Schools will keep on playing an important formative role for children. It will make them curious about subjects they would never encounter at home and also in help them find a place for themselves. Teaching is a profession. It cannot be left to the good will of fathers and mothers who often supervise children through a bulletin board.

It is true that learning can be like playing, but we never should give children the impression that learning and analysing is akin to playing a Nintendo game. Learning, analysing and writing, the three keystones of effective information gathering, are sometimes dull, tiresome and downright difficult. Learning must not distract but enable people to concentrate on the right subjects. In an information society, the ability to concentrate and select are the most sought-after qualities. You cannot develop this in a playground filled with computer games or a theme park connected to a computer.

Conclusion

I started this lecture with the question of Socrates: how to live? Maybe I gave you the impression that I'm only interested in families and installing family values. That is not the case. I am simply a parent of four children who is concerned about their future and I hope that I gave you enough reasons why it is necessary to think about a new role for the home in which families live.
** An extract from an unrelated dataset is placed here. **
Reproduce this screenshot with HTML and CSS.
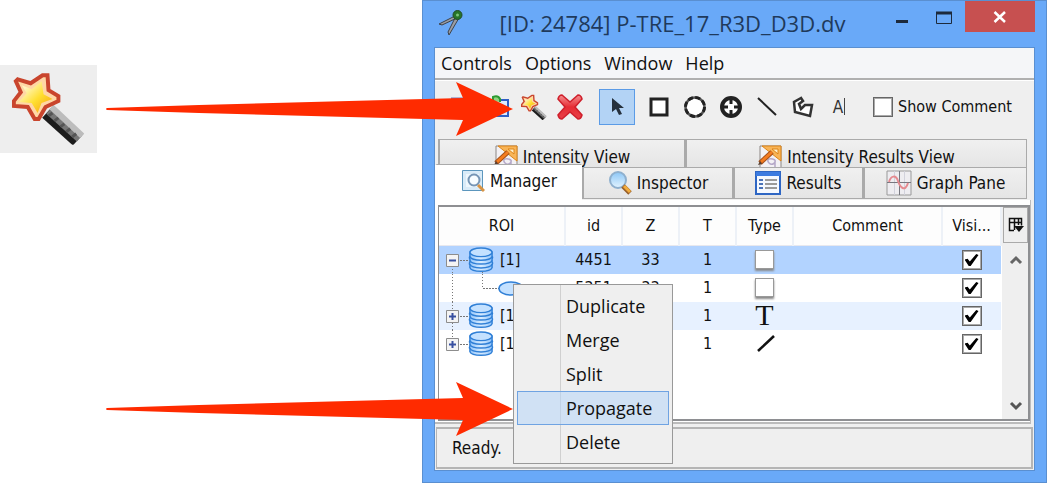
FILE: index.html
```html
<!DOCTYPE html>
<html lang="en">
<head>
<meta charset="utf-8">
<title>[ID: 24784] P-TRE_17_R3D_D3D.dv</title>
<link rel="stylesheet" href="styles.css">
</head>
<body>
<svg class="defs" aria-hidden="true">
  <defs>
    <linearGradient id="gold" x1="0" y1="0" x2="1" y2="1"><stop offset="0.2" stop-color="#fff6c0"/><stop offset="0.55" stop-color="#ffdf30"/><stop offset="1" stop-color="#f49a10"/></linearGradient>
    <linearGradient id="disc" x1="0" x2="1"><stop offset="0" stop-color="#8fc3fa"/><stop offset="0.5" stop-color="#d8ecff"/><stop offset="1" stop-color="#8fc3fa"/></linearGradient>
    <linearGradient id="redx" x1="0" y1="0" x2="0" y2="1"><stop offset="0" stop-color="#f59090"/><stop offset="0.5" stop-color="#e62c34"/><stop offset="1" stop-color="#e84048"/></linearGradient>
    <linearGradient id="lens" x1="0" y1="0" x2="0" y2="1"><stop offset="0" stop-color="#8cc6f6"/><stop offset="1" stop-color="#e4f4ff"/></linearGradient>
    <symbol id="wand" viewBox="12 6 74 74">
      <path d="M47 48L78 76" stroke="#1c1c1c" stroke-width="13"/>
      <path d="M50 45L81 73" stroke="#777" stroke-width="10"/>
      <path d="M52 42L83 71" stroke="#bcbcbc" stroke-width="6"/>
      <path d="M49 51l4-3M55 56l4-3M61 62l4-3M67 67l4-3M73 72l4-3" stroke="#555" stroke-width="3"/>
      <path d="M18 14l13 4 12-8h5l1 15 10 6v5l-13 6-7 12h-4l-7-12-14-1v-5l7-9-5-11z" fill="#ffd7a5" stroke="#c9452d" stroke-width="4"/>
      <path d="M22 20l10 4 10-8 2 13 9 5-11 4-4 10-6-10-13-1 8-9z" fill="url(#gold)"/>
    </symbol>
    <symbol id="database" viewBox="0 0 26 27">
      <path d="M1.500 5.500v4q-1 2 0 3v3q-1 2 0 3v3c2 5 21 5 23 0v-3q1-2 0-3v-3q1-2 0-3v-4z" fill="url(#disc)" stroke="#2f7fd6" stroke-width="1.500"/>
      <path d="M1.500 10c2 5 21 5 23 0M1.500 14c2 5 21 5 23 0M1.500 18c2 5 21 5 23 0" fill="none" stroke="#2f7fd6" stroke-width="1.500"/>
      <ellipse cx="13" cy="5.500" rx="11.500" ry="4.500" fill="#c4e1ff" stroke="#2f7fd6" stroke-width="1.500"/>
    </symbol>
    <symbol id="measure" viewBox="0 0 24 24">
      <path d="M2 1h21v23H2z" fill="#f3f1f4" stroke="#8c8784"/>
      <path d="M17 15c-6-3-9 0-6 3s7 0 6-3v7" fill="none" stroke="#b5a8c8" stroke-width="1.500"/>
      <path d="M4 1h19v15z" fill="#f8b457" stroke="#dd8518"/><path d="M14 4h6v5z" fill="#fff0cc" stroke="#dd8518"/>
      <path d="M2 18l12-11" stroke="#a3501b" stroke-width="5"/><path d="M3 17l11-10" stroke="#f47c20" stroke-width="3"/>
      <path d="M0 20l4-1-2-3z" fill="#5a4030"/>
    </symbol>
  </defs>
</svg>
<main class="stage">
  <aside class="callout">
    <svg class="callout-icon" viewBox="0 0 98 88" role="img" aria-label="Magic wand"><use href="#wand" x="12" y="6" width="74" height="74"/></svg>
  </aside>

  <section class="window">
    <header class="titlebar">
      <svg class="app-icon" viewBox="0 0 26 26" aria-hidden="true"><path d="M19 5L1 14l3 1 15-7zM18 6l-8 16 1 3L21 8z" fill="#9a9da3" stroke="#3d424a"/><circle cx="19.500" cy="5" r="4.500" fill="#26752a" stroke="#234b28"/><circle cx="19.500" cy="5" r="1.500" fill="#7bc67b"/></svg>
      <h1 class="title">[ID: 24784] P-TRE_17_R3D_D3D.dv</h1>
      <div class="win-controls">
        <button class="win-btn" aria-label="Minimize"><svg width="16" height="26"><path d="M2 17.500h12" stroke="#1d2a3c" stroke-width="3"/></svg></button>
        <button class="win-btn" aria-label="Maximize"><svg width="16" height="26"><path d="M.500 8.500h15v11H.500z" fill="none" stroke="#1d2a3c"/><path d="M0 9h16" stroke="#1d2a3c" stroke-width="3"/></svg></button>
        <button class="win-btn close" aria-label="Close"><svg width="14" height="14"><path d="M1.500 2l10.500 10M12 2L1.500 12" stroke="#fff" stroke-width="2.500"/></svg></button>
      </div>
    </header>

    <div class="client">
      <nav class="menubar">
        <button>Controls</button><button>Options</button><button>Window</button><button>Help</button>
      </nav>

      <div class="toolbar">
        <button aria-label="Load"><svg width="24" height="24"><path d="M2 3.500h20v17H2z" fill="#fff" stroke="#7777b5" stroke-width="2"/></svg></button>
        <button aria-label="Save"><svg width="24" height="26"><path d="M2 6h20v16H2z" fill="#dcebff" stroke="#2f5fc4" stroke-width="2"/><path d="M7 7V3q5-2 7 2v3" fill="#91d17e" stroke="#2c9b32" stroke-width="2"/></svg></button>
        <button aria-label="Propagate wizard"><svg width="26" height="26"><use href="#wand" width="26" height="26"/></svg></button>
        <button aria-label="Delete"><svg width="28" height="28" viewBox="0 0 28 28"><path d="M6 2l8 7 8-7q3 0 4 4l-7 8 7 8q-1 4-4 4l-8-7-8 7q-3 0-4-4l7-8-7-8q1-4 4-4z" fill="url(#redx)" stroke="#cf1f2b" stroke-width="1.500"/></svg></button>
        <button class="selected" aria-label="Select"><svg width="16" height="18"><path d="M3 0v14l4-3 3 6 3-1-3-6h5z" fill="#25303c"/></svg></button>
        <button aria-label="Rectangle"><svg width="20" height="20"><path d="M2 2h16v16H2z" fill="#fff" stroke="#222" stroke-width="3"/></svg></button>
        <button aria-label="Ellipse"><svg width="24" height="24"><circle cx="12" cy="12" r="9.500" fill="#fff" stroke="#555" stroke-width="2.500"/><circle cx="12" cy="12" r="9.500" fill="none" stroke="#222" stroke-width="3" stroke-dasharray="5 2.460"/></svg></button>
        <button aria-label="Point"><svg width="24" height="24"><circle cx="12" cy="12" r="9" fill="#fff" stroke="#222" stroke-width="4"/><path d="M12 2v7M12 15v7M2 12h7M15 12h7" stroke="#222" stroke-width="3"/></svg></button>
        <button aria-label="Line"><svg width="20" height="20"><path d="M1 1l18 17" stroke="#222" stroke-width="2"/></svg></button>
        <button aria-label="Polygon"><svg width="24" height="24"><path d="M10 3L3 7l1 10 15 4 2-11h-7l-4 4-2-5 4-3z" fill="#fff" stroke="#333" stroke-width="2.500"/></svg></button>
        <button class="text-tool" aria-label="Text">A<i></i></button>
        <label class="show-comment"><input type="checkbox">Show Comment</label>
      </div>

      <div class="tabs upper">
        <button class="tab"><svg width="24" height="24"><use href="#measure" width="24" height="24"/></svg>Intensity View</button>
        <button class="tab"><svg width="24" height="24"><use href="#measure" width="24" height="24"/></svg>Intensity Results View</button>
      </div>
      <div class="tabs lower">
        <button class="tab active"><svg width="24" height="24"><path d="M1.500 1.500h20v20h-20z" fill="#d9ebf8" stroke="#5c96bd"/><path d="M5 5h13v13H5z" fill="#eef7fd"/><circle cx="13" cy="11" r="5.500" fill="#f7fcff" stroke="#7695b5" stroke-width="2"/><path d="M17 16l6 6" stroke="#d99443" stroke-width="3"/></svg>Manager</button>
        <button class="tab"><svg width="24" height="24"><circle cx="10" cy="9" r="8" fill="url(#lens)" stroke="#8fb0ce" stroke-width="2"/><path d="M15 15l7 7" stroke="#99602a" stroke-width="5"/><path d="M16 15l6 6" stroke="#f2ac3d" stroke-width="3"/></svg>Inspector</button>
        <button class="tab"><svg width="26" height="24"><path d="M1 1h24v22H1z" fill="#f5f9ff" stroke="#2e66c4" stroke-width="2"/><path d="M1 3h24" stroke="#3c7be0" stroke-width="4"/><path d="M4 9h4M4 13h4M4 17h4" stroke="#4b73b8" stroke-width="2"/><path d="M10 9h12M10 13h12M10 17h12" stroke="#9a9a9a" stroke-width="2"/></svg>Results</button>
        <button class="tab"><svg width="26" height="26"><path d="M1 1h24v24H1z" fill="#eeedf1" stroke="#999"/><path d="M8.500 1v24M18.500 1v24" stroke="#d2d2dc"/><path d="M1 12.500h24M13.500 1v24" stroke="#77777f"/><path d="M3 12c2-7 7-7 9-1s7 12 10 2" fill="none" stroke="#e58a90" stroke-width="2"/></svg>Graph Pane</button>
      </div>

      <div class="pane">
        <div class="table-wrap">
          <table class="roi-table">
            <colgroup><col class="c-roi"><col class="c-s"><col class="c-s"><col class="c-s"><col class="c-s"><col><col class="c-vis"></colgroup>
            <thead><tr><th>ROI</th><th>id</th><th>Z</th><th>T</th><th>Type</th><th>Comment</th><th>Visi...</th></tr></thead>
            <tbody>
              <tr class="current">
                <td><div class="tree"><svg width="56" height="28"><path d="M13.500 20v8M43.500 26v2" stroke="#777" stroke-dasharray="1 2"/><path d="M21 14.500h9" stroke="#777" stroke-dasharray="2 1"/><path d="M7.500 8.500h12v12h-12z" fill="#f4f4f4" stroke="#8d8d8d"/><path d="M10 14.500h7" stroke="#3850a0" stroke-width="2"/><use href="#database" x="29" y="1" width="26" height="26"/></svg><span>[1]</span></div></td>
                <td>4451</td><td>33</td><td>1</td><td><i class="rect"></i></td><td></td><td><input type="checkbox" checked aria-label="Visible"></td>
              </tr>
              <tr>
                <td><div class="tree"><svg width="86" height="28"><path d="M13.500 0v28M43.500 0v14" stroke="#777" stroke-dasharray="1 2"/><path d="M44 14.500h16" stroke="#777" stroke-dasharray="2 1"/><ellipse cx="72" cy="14.500" rx="12" ry="6.500" fill="#c4e1ff" stroke="#2f7fd6" stroke-width="1.500"/></svg></div></td>
                <td>5351</td><td>33</td><td>1</td><td><i class="rect"></i></td><td></td><td><input type="checkbox" checked aria-label="Visible"></td>
              </tr>
              <tr class="stripe">
                <td><div class="tree"><svg width="56" height="28"><path d="M13.500 0v28" stroke="#777" stroke-dasharray="1 2"/><path d="M21 14.500h9" stroke="#777" stroke-dasharray="2 1"/><path d="M7.500 8.500h12v12h-12z" fill="#f4f4f4" stroke="#8d8d8d"/><path d="M10 14.500h7M13.500 11v7" stroke="#3850a0" stroke-width="2"/><use href="#database" x="29" y="1" width="26" height="26"/></svg><span>[1]</span></div></td>
                <td></td><td></td><td>1</td><td><span class="serif-t">T</span></td><td></td><td><input type="checkbox" checked aria-label="Visible"></td>
              </tr>
              <tr>
                <td><div class="tree"><svg width="56" height="28"><path d="M13.500 0v8" stroke="#777" stroke-dasharray="1 2"/><path d="M21 14.500h9" stroke="#777" stroke-dasharray="2 1"/><path d="M7.500 8.500h12v12h-12z" fill="#f4f4f4" stroke="#8d8d8d"/><path d="M10 14.500h7M13.500 11v7" stroke="#3850a0" stroke-width="2"/><use href="#database" x="29" y="1" width="26" height="26"/></svg><span>[1]</span></div></td>
                <td></td><td></td><td>1</td><td><svg width="20" height="20"><path d="M3 17L19 2" stroke="#111" stroke-width="2.500"/></svg></td><td></td><td><input type="checkbox" checked aria-label="Visible"></td>
              </tr>
            </tbody>
          </table>
          <div class="scroll">
            <button class="col-btn" aria-label="Columns"><svg width="16" height="18"><path d="M6 14.500H1.500v-12h12v7M1 6.500h13M6.500 2v12M10.500 2v7" fill="none" stroke="#111" stroke-width="1.500"/><path d="M6 10h10l-5 6z" fill="#111"/></svg></button>
            <button class="arrow-btn" aria-label="Scroll up"><svg width="14" height="12"><path d="M2 9l5-5 5 5" fill="none" stroke="#666" stroke-width="3"/></svg></button>
            <button class="arrow-btn down" aria-label="Scroll down"><svg width="14" height="12"><path d="M2 3l5 5 5-5" fill="none" stroke="#555" stroke-width="3"/></svg></button>
          </div>
        </div>
        <div class="context-menu" role="menu">
          <button role="menuitem">Duplicate</button>
          <button role="menuitem">Merge</button>
          <button role="menuitem">Split</button>
          <button role="menuitem" class="hot">Propagate</button>
          <button role="menuitem">Delete</button>
        </div>
      </div>
      <footer class="status">Ready.</footer>
    </div>
  </section>

  <svg class="pointer first" width="410" height="56" aria-hidden="true"><path d="M2 26l92-3 264-7-7-16 57 27-57 27 7-16-264-7-92-3q-2-1 0-2z" fill="#ff2b00"/></svg>
  <svg class="pointer second" width="410" height="56" aria-hidden="true"><path d="M2 26l92-3 264-7-7-16 57 27-57 27 7-16-264-7-92-3q-2-1 0-2z" fill="#ff2b00"/></svg>
</main>
</body>
</html>
```
FILE: styles.css
```css
* { box-sizing: border-box; }
body { margin: 0; background: #fff; color: #111; font: 16px/20px "DejaVu Sans Condensed", "Noto Sans", sans-serif; }
button { margin: 0; padding: 0; border: 0; background: none; color: inherit; font: inherit; }
.defs { position: absolute; width: 0; height: 0; }
.stage { position: relative; display: grid; grid-template-columns: 422px minmax(0, 1fr); padding-right: 1px; }
.callout { padding-top: 65px; }
.callout-icon { display: block; width: 97px; height: 88px; background: #eee; }

.window { border: 1px solid #5a8fd0; background: #69a9f8; padding: 0 11px 11px; }
.titlebar { display: flex; height: 46px; padding-left: 4px; }
.app-icon { width: 26px; height: 26px; margin-top: 9px; }
.title { flex: 1; margin: 0; padding-top: 6px; text-align: center; font: 22px/32px "Open Sans", "Noto Sans", sans-serif; color: #1f3a5c; }
.win-controls { display: flex; align-items: flex-start; }
.win-btn { width: 42px; height: 31px; display: grid; place-items: center; }
.win-btn.close { width: 70px; background: #c75050; }

.client { border: 1px solid #5a8fd0; background: #efefef; }
.menubar { display: flex; gap: 13px; height: 32px; padding: 0 6px; background: #f5f6f8; border-bottom: 2px solid #b0b0b0; font: 18px/30px "Open Sans", "Noto Sans", sans-serif; }
.toolbar { display: flex; align-items: center; height: 59px; padding: 0 0 7px 9px; border-top: 1px solid #fff; }
.toolbar button { width: 36px; height: 36px; flex: none; display: grid; place-items: center; }
.toolbar .selected { margin: 0 6px 0 11px; background: #b3d3f5; border: 1px solid #5b9be6; }
.toolbar .text-tool { display: flex; align-items: center; justify-content: center; gap: 1px; color: #333; font-size: 17px; }
.text-tool i { width: 1px; height: 17px; background: #444; }
.show-comment { display: flex; align-items: center; gap: 5px; margin-left: 16px; white-space: nowrap; }
input[type="checkbox"] { appearance: none; width: 20px; height: 20px; margin: 0; border: 1px solid #666; background: #fff; outline: 1px solid #aaa; outline-offset: -2px; display: inline-grid; place-items: center; vertical-align: middle; }
input[type="checkbox"]:checked::before { content: ""; width: 14px; height: 12px; background: #000; clip-path: polygon(0 45%, 22% 40%, 38% 62%, 84% 0, 100% 8%, 44% 100%, 30% 100%); }

.tabs { display: grid; margin: 0 7px 0 3px; font-size: 17px; }
.upper { grid-template-columns: 247fr 342fr; }
.lower { grid-template-columns: 144fr 151fr 130fr 164fr; }
.tab { display: flex; align-items: center; justify-content: center; gap: 5px; height: 32px; border: 1px solid #aaa; border-left-width: 2px; border-bottom: 0; background: linear-gradient(#f0f0f0, #e5e5e5); white-space: nowrap; }
.upper .tab { height: 28px; padding-top: 6px; overflow: hidden; }
.tab svg { flex: none; }
.lower .tab { border-bottom: 1px solid #aaa; }
.lower .active { height: 36px; margin: -3px 0 0 -3px; padding-bottom: 2px; background: #fff; border-color: #fff; border-top-color: #aaa; }

.pane { position: relative; margin-right: 3px; padding: 5px 0 1px 3px; background: #fff; border-right: 1px solid #bbb; border-bottom: 2px solid #bbb; }
.table-wrap { display: flex; height: 216px; border: 1px solid #8e8f92; border-width: 2px 2px 2px 1px; }
.roi-table { flex: 1; width: 0; height: 150px; border-collapse: collapse; table-layout: fixed; align-self: flex-start; }
.c-roi { width: 126px; }
.c-s { width: 57px; }
.c-vis { width: 59px; }
.roi-table th { height: 38px; padding: 0; font-weight: normal; border-right: 2px solid #edf1f7; border-bottom: 1px solid #e8e8ee; background: #fdfdfd; }
.roi-table td { height: 28px; padding: 0; line-height: 26px; text-align: center; }
.roi-table td > svg, .roi-table td > i { display: block; margin: 0 auto; }
.current { background: #b2d3ff; }
.stripe { background: #e7f1ff; }
.tree { display: flex; align-items: center; gap: 5px; }
.rect { width: 19px; height: 19px; background: #fff; border: 1px solid #999; box-shadow: 0 2px 2px #888; }
.serif-t { display: block; height: 26px; font: 30px/24px "Liberation Serif", serif; }
.scroll { display: flex; flex-direction: column; width: 26px; padding-left: 1px; background: #efefef; }
.col-btn { height: 36px; border: 1px solid #aaa; display: grid; place-items: center; }
.arrow-btn { height: 26px; margin-top: 4px; display: grid; place-items: center; }
.arrow-btn.down { margin-top: auto; }

.context-menu { position: absolute; left: 78px; top: 84px; width: 160px; padding: 4px 3px; border: 1px solid #999; background: linear-gradient(90deg, #efefef 46px, #d0d0d0 46px, #d0d0d0 47px, #efefef 47px); font: 18px/32px "Open Sans", "Noto Sans", sans-serif; }
.context-menu button { display: block; width: 100%; height: 34px; padding-left: 48px; border: 1px solid transparent; text-align: left; }
.context-menu .hot { border-color: #6fa3e2; background: rgba(178, 211, 250, 0.5); }

.status { margin: 3px 1px 1px; height: 42px; padding-left: 15px; border: 2px solid #b5b5b5; border-left-width: 1px; font-size: 17px; line-height: 39px; }

.pointer { position: absolute; left: 105px; }
.first { top: 82px; }
.second { top: 382px; }
```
A home that is characterised by its openness to the rest of the world and not confined by fences against intruders. I told you that it was important to set up a third wave of feminism, including cyborg feminism to make this utopian idea come true. And I hope that I have succeeded to some degree in convincing you that we have to start from desires and needs and not from technological possibilities. I call for the strength and imagination of artists who were omnipresent in the sixties, but who I miss in the present discourse. I hope they will sketch, far better than I can, the new homes for the twenty-first century. The future should not be some island on which we are accidentally washed ashore. The future should be the destination of a journey that we chose to make.